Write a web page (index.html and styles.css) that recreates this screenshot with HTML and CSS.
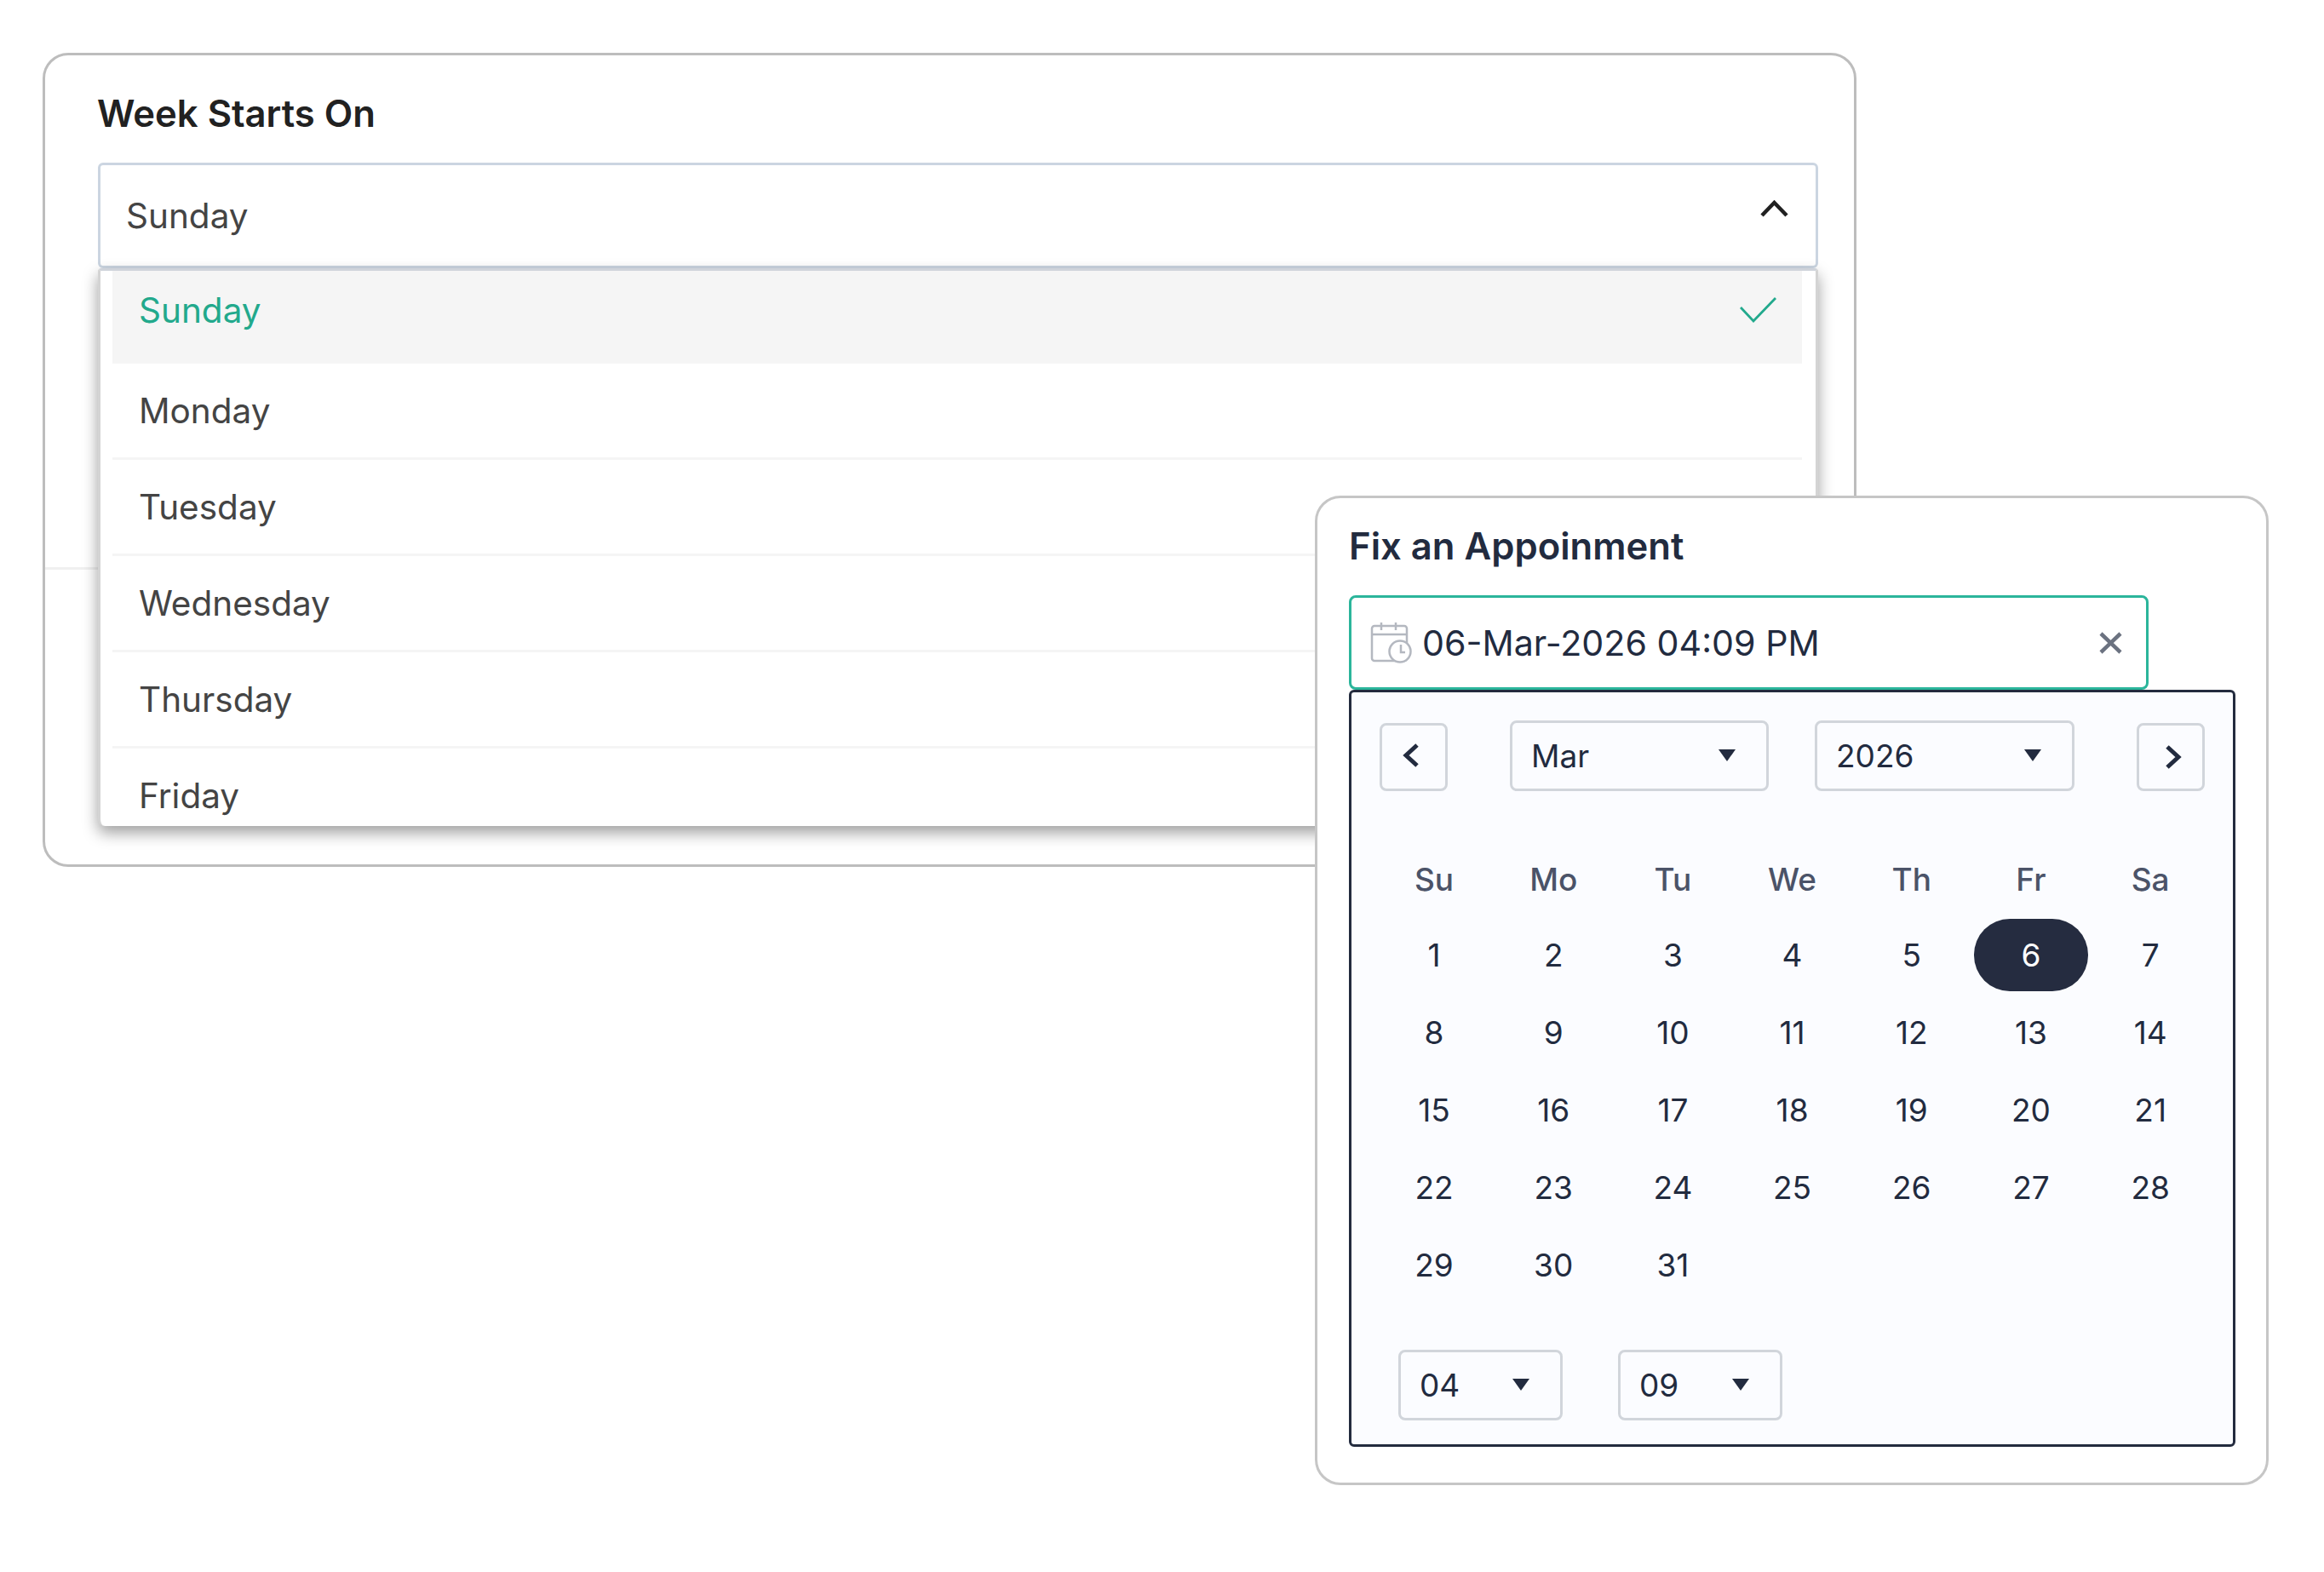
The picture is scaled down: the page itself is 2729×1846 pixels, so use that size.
FILE: index.html
```html
<!DOCTYPE html>
<html lang="en">
<head>
    <meta charset="UTF-8">
    <meta name="viewport" content="width=device-width, initial-scale=1.0">
    <title>Week start and appointment picker</title>
    <link rel="stylesheet" href="styles.css">
</head>
<body>
    <div class="canvas">

        <!-- Week start dropdown -->
        <section class="week-card">
            <h2 class="week-title">Week Starts On</h2>
            <div class="week-select">
                <div class="week-value">
                    <span>Sunday</span>
                    <svg class="chevron-up" width="33" height="20" viewBox="0 0 33 20"><polyline points="2,18 16.5,3 31,18"/></svg>
                </div>
                <ul class="week-menu">
                    <li class="week-option active">
                        <span>Sunday</span>
                        <svg class="tick" width="43" height="30" viewBox="0 0 43 30"><polyline points="1,12 16,28 42,1"/></svg>
                    </li>
                    <li class="week-option">Monday</li>
                    <li class="week-option">Tuesday</li>
                    <li class="week-option">Wednesday</li>
                    <li class="week-option">Thursday</li>
                    <li class="week-option">Friday</li>
                </ul>
            </div>
            <div class="week-divider"></div>
        </section>

        <!-- Appointment date picker -->
        <section class="appt-card">
            <h2 class="appt-title">Fix an Appoinment</h2>
            <div class="date-input">
                <svg class="cal-icon" width="50" height="50" viewBox="0 0 50 50">
                    <rect x="3" y="5" width="41" height="41" rx="3"/>
                    <line x1="3" y1="15" x2="44" y2="15"/>
                    <line x1="14" y1="1" x2="14" y2="10"/>
                    <line x1="31" y1="1" x2="31" y2="10"/>
                    <circle cx="36" cy="35" r="12.5"/>
                    <polyline points="37,27 37,36 42,36"/>
                </svg>
                <span class="date-text">06-Mar-2026 04:09 PM</span>
                <svg class="clear-icon" width="27" height="26" viewBox="0 0 27 26"><path d="M2 2 25 24M25 2 2 24"/></svg>
            </div>

            <div class="calendar">
                <div class="cal-nav">
                    <button class="nav-btn prev">
                        <svg width="20" height="28" viewBox="0 0 20 28"><polyline points="17,2 4,14 17,26"/></svg>
                    </button>
                    <div class="pick month"><span>Mar</span><i class="caret"></i></div>
                    <div class="pick year"><span>2026</span><i class="caret"></i></div>
                    <button class="nav-btn next">
                        <svg width="20" height="28" viewBox="0 0 20 28"><polyline points="3,2 16,14 3,26"/></svg>
                    </button>
                </div>

                <div class="cal-grid">
                    <span class="dow">Su</span><span class="dow">Mo</span><span class="dow">Tu</span><span class="dow">We</span><span class="dow">Th</span><span class="dow">Fr</span><span class="dow">Sa</span>
                    <span class="day">1</span><span class="day">2</span><span class="day">3</span><span class="day">4</span><span class="day">5</span><span class="day selected">6</span><span class="day">7</span>
                    <span class="day">8</span><span class="day">9</span><span class="day">10</span><span class="day">11</span><span class="day">12</span><span class="day">13</span><span class="day">14</span>
                    <span class="day">15</span><span class="day">16</span><span class="day">17</span><span class="day">18</span><span class="day">19</span><span class="day">20</span><span class="day">21</span>
                    <span class="day">22</span><span class="day">23</span><span class="day">24</span><span class="day">25</span><span class="day">26</span><span class="day">27</span><span class="day">28</span>
                    <span class="day">29</span><span class="day">30</span><span class="day">31</span>
                </div>

                <div class="cal-time">
                    <div class="pick hour"><span>04</span><i class="caret"></i></div>
                    <div class="pick minute"><span>09</span><i class="caret"></i></div>
                </div>
            </div>
        </section>

    </div>
</body>
</html>
```

FILE: styles.css
```css
* {
    box-sizing: border-box;
}

body {
    margin: 0;
    background-color: #fff;
    font-family: Inter, "Liberation Sans", sans-serif;
}

.canvas {
    position: relative;
    width: 2729px;
    height: 1846px;
    padding: 62px 0 0 50px;
    overflow: hidden;
}

/* Week start card */
.week-card {
    width: 2130px;
    height: 956px;
    padding: 41px 42px 0 62px;
    border: 3px solid #bdbdbd;
    border-radius: 30px;
}

.week-title {
    margin: 0 0 29px -1px;
    font-size: 43.6px;
    line-height: 56px;
    font-weight: 600;
    color: #212121;
}

.week-select {
    position: relative;
}

.week-value {
    display: flex;
    justify-content: space-between;
    align-items: center;
    height: 124px;
    padding: 0 32px 0 30px;
    border: 3px solid #cbd5e1;
    border-radius: 6px;
    font-size: 40.5px;
    color: #444;
}

.chevron-up {
    margin-bottom: 16px;
}

.chevron-up polyline {
    fill: none;
    stroke: #212121;
    stroke-width: 4.5;
}

.week-menu {
    position: absolute;
    top: 124px;
    left: 0;
    width: 2020px;
    height: 655px;
    margin: 0;
    padding: 0 16px 0 14px;
    list-style: none;
    overflow: hidden;
    background-color: #fff;
    border-top: 3px solid #cfd3da;
    border-left: 3px solid #d4d4d4;
    border-right: 3px solid #d4d4d4;
    border-radius: 4px 4px 8px 8px;
    box-shadow: 0 8px 18px rgba(0, 0, 0, 0.38);
    font-size: 40.5px;
    color: #444;
}

.week-option {
    display: flex;
    justify-content: space-between;
    align-items: center;
    flex-shrink: 0;
    height: 113px;
    padding: 0 30px 0 31px;
    border-bottom: 3px solid #f5f5f5;
}

.week-option.active {
    height: 109px;
    padding-bottom: 17px;
    border-bottom: none;
    background-color: #f5f5f5;
    color: #22a98c;
}

.tick polyline {
    fill: none;
    stroke: #22a98c;
    stroke-width: 2.8;
}

.week-divider {
    height: 3px;
    margin: 351px -42px 0 -62px;
    background-color: #f0f0f0;
}

/* Appointment card */
.appt-card {
    position: absolute;
    left: 1544px;
    top: 582px;
    width: 1120px;
    height: 1162px;
    padding: 29px 37px 0;
    background-color: #fff;
    border: 3px solid #c6c6c6;
    border-radius: 30px;
}

.appt-title {
    margin: 0 0 29px;
    font-size: 43.6px;
    line-height: 56px;
    font-weight: 600;
    color: #222b3f;
}

.date-input {
    display: flex;
    align-items: center;
    width: 939px;
    height: 111px;
    padding: 0 28px 0 21px;
    background-color: #fff;
    border: 3px solid #2bb59b;
    border-radius: 8px;
    color: #222b3f;
}

.cal-icon {
    flex-shrink: 0;
    fill: none;
    stroke: #b4b8c0;
    stroke-width: 2.5;
}

.cal-icon circle {
    fill: #fff;
}

.date-text {
    flex: 1;
    margin-left: 12px;
    font-size: 41.2px;
}

.clear-icon path {
    fill: none;
    stroke: #6b7280;
    stroke-width: 4.5;
}

.calendar {
    width: 1041px;
    height: 889px;
    padding: 33px 28px 0 30px;
    background-color: #fbfcff;
    border: 3px solid #232b3e;
    border-radius: 6px;
}

.cal-nav {
    display: flex;
    align-items: flex-end;
    height: 83px;
    margin-left: 3px;
}

.nav-btn {
    display: flex;
    align-items: center;
    justify-content: center;
    width: 80px;
    height: 80px;
    padding: 0;
    background: none;
    border: 3px solid #d1d5db;
    border-radius: 8px;
}

.nav-btn polyline {
    fill: none;
    stroke: #222b3f;
    stroke-width: 5;
}

.nav-btn.prev svg {
    margin: 0 6px 4px 0;
}

.nav-btn.next {
    margin-left: 73px;
}

.nav-btn.next svg {
    margin-left: 5px;
}

.pick {
    display: flex;
    align-items: center;
    justify-content: space-between;
    height: 83px;
    padding: 0 36px 0 22px;
    border: 3px solid #d1d5db;
    border-radius: 8px;
    font-size: 37px;
    color: #222b3f;
}

.pick.month {
    width: 304px;
    margin-left: 73px;
}

.pick.year {
    width: 305px;
    margin-left: 54px;
}

.pick.hour,
.pick.minute {
    width: 193px;
}

.caret {
    width: 0;
    height: 0;
    margin-top: -2px;
    border-top: 14px solid #222b3f;
    border-left: 10.5px solid transparent;
    border-right: 10.5px solid transparent;
}

.cal-grid {
    display: grid;
    grid-template-columns: repeat(7, 134px);
    grid-auto-rows: 85px;
    column-gap: 6.2px;
    row-gap: 6px;
    margin-top: 59px;
}

.dow,
.day {
    display: flex;
    align-items: center;
    justify-content: center;
    font-size: 37px;
}

.dow {
    padding-top: 3px;
    font-weight: 500;
    color: #4b5368;
}

.day {
    color: #222b3f;
}

.day.selected {
    background-color: #252c40;
    border-radius: 42px;
    color: #fff;
}

.cal-time {
    display: flex;
    gap: 65px;
    margin: 57px 0 0 25px;
}
```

#####

Stated exercise:
Say how many lines above contain the string "styles". Answer with the number only.

Solution to this exercise:
3